Now that Steve Jobs has shown us the iPad, let’s speculate on what it might mean for music.

The resurrection of album artwork: The awesome screen could not only bring back album artwork and liner note, but why not full-motion displays for each song? Interactive liner notes? Parallel song-by-song commentary by the artist or producer that runs through the album just like we have with DVDs?

Soundtracks to books: Book publishers should start hiring music supervisors to compile soundtracks for books they’ll soon sell in the iBook store. Can you imagine what a Nick Hornby book might sound like? Naturally, they should make it easy to buy these songs as you read.

More impulse purchases: Last year, I made 97 purchases through the iTunes store, mostly on whims. With an iPad, I can see myself buying even more as I read ibooks and watch downloaded TV shows. Want that mournful song playing under Meredith’s soliloquy in the last act of Grey’s Anatomy? Just tap to buy. Same with movie soundtracks. If I’m in the music licensing business either as a music supervisor or a publisher, all I see is dollar signs.

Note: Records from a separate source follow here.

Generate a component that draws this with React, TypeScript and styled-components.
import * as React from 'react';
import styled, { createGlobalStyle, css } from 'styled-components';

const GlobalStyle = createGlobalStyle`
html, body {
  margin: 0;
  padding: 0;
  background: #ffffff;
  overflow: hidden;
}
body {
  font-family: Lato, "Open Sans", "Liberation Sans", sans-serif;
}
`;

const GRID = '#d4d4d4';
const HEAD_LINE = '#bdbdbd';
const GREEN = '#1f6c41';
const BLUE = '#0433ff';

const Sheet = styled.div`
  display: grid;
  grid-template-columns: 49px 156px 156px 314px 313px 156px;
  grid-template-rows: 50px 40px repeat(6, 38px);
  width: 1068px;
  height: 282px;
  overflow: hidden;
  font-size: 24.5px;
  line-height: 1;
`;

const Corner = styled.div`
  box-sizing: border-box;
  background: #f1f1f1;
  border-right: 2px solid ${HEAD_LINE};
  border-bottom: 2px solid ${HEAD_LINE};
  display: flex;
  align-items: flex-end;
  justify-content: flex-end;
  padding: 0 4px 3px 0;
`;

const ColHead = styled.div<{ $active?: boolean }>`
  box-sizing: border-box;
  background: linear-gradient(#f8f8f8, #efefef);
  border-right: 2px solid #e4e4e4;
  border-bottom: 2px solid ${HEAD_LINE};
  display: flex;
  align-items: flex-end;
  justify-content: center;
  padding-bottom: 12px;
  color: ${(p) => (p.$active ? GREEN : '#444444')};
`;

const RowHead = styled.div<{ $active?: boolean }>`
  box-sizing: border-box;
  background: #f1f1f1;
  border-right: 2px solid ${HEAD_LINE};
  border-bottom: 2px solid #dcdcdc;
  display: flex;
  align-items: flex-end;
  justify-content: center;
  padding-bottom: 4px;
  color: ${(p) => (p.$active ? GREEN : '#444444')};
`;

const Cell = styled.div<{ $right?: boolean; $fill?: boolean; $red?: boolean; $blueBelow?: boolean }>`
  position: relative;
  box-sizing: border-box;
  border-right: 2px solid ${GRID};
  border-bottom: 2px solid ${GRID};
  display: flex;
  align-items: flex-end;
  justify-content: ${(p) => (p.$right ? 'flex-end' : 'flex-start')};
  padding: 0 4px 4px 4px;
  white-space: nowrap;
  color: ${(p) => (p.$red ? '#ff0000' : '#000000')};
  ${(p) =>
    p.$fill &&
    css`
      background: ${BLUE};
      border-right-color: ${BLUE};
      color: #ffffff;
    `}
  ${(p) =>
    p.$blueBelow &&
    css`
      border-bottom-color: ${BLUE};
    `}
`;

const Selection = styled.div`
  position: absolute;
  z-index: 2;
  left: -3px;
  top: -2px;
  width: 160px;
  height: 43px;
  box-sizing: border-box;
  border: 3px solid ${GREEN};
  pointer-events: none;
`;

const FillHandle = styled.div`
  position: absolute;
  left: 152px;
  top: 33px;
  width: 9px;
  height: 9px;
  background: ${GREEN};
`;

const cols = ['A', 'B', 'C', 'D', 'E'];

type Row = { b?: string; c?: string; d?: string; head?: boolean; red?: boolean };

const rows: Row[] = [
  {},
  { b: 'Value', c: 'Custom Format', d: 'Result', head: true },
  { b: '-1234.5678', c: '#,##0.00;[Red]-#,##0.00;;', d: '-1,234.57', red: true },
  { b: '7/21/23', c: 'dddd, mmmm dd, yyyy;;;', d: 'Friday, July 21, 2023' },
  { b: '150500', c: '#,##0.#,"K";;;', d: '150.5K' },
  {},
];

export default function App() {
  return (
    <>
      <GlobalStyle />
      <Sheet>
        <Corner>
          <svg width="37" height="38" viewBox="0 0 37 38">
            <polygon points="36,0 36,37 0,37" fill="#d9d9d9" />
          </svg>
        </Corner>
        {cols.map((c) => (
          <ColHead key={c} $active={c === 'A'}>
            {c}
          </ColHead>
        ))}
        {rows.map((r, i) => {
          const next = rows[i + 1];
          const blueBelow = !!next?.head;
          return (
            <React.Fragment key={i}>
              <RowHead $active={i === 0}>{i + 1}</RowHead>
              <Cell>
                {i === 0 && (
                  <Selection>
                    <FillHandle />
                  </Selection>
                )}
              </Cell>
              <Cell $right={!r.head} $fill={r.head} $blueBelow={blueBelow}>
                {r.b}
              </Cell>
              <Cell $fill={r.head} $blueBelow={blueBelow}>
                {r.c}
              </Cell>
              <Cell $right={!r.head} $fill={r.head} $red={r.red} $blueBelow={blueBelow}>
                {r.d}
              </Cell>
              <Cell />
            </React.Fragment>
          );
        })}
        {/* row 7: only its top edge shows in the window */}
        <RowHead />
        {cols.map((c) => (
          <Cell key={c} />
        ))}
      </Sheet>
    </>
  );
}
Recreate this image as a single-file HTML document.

The end of traditional printed music magazines: Newspapers are already talking about making their content available on the iPad. So are magazine publishers. Why wait for that monthly issue of Rolling Stone — better yet, those British music mags that take months to make it to Chapters — when you can subscribe to each of them as a service? Constantly updating music magazines with video and interactive features? I’m in.

New Opportunities for traditional radio: Like most iPods (the most current Nano an exception), there’s no provision of any kind of old-school radio listening. It’s expected that if you want radio, you’ll listen to the online stream. There’s a huge opportunity for radio companies to adapt their broadcasting models to provide not only real-time streams of their programming but an untold number of services on demand.

With the iPod function, we’ll get whatever music we want whenever we want it wherever we are. What about all the other things radio stations offer? Weather? Traffic? Want to hear the morning show again? No problem.

Yes, the iPad has its doubters, but so did the iPod. And that turned out fine, didn’t it?